Further considerations involve the interplay of multiple factors. For instance, the effect of cooling rate on the final microstructure can be modeled. The secondary dendrite arm spacing (SDAS), $\lambda_2$, which influences microsegregation, is related to the local solidification time $t_f$ by a relationship like:
$$ \lambda_2 = A \cdot (t_f)^n $$
where $A$ and $n$ are material constants. In thick-section ductile cast iron, $t_f$ is large, leading to a coarse $\lambda_2$ and pronounced segregation. Techniques to locally modify cooling, like chills, effectively reduce $t_f$ in specific zones, refining $\lambda_2$ and reducing segregation. The success of inoculation can also be tied to the undercooling during solidification. Effective inoculation reduces the undercooling $\Delta T$ needed for graphite nucleation, promoting a more eutectic-like solidification with a finer structure. The relationship between nodule count $N_v$ and undercooling can be complex, but generally, higher inoculation efficacy leads to nucleation at lower undercooling and a higher $N_v$. Managing these solidification dynamics is central to producing sound, heavy-section ductile cast iron.

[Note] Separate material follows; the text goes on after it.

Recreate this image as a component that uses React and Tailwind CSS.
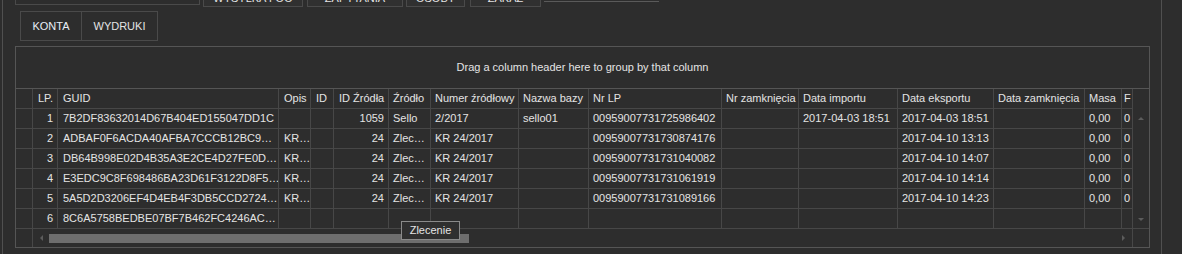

Finally, the economic aspect cannot be ignored. While using ultra-pure materials and multiple treatment steps increases cost, the consequence of failure in a wind turbine component is far more significant. Therefore, the technical essentials outlined here form the foundation for a cost-effective strategy in the long run, minimizing scrap, rework, and field failures. The production of high-performance ductile cast iron is as much a science as it is an art, requiring deep understanding, constant vigilance, and a commitment to quality at every stage of the process.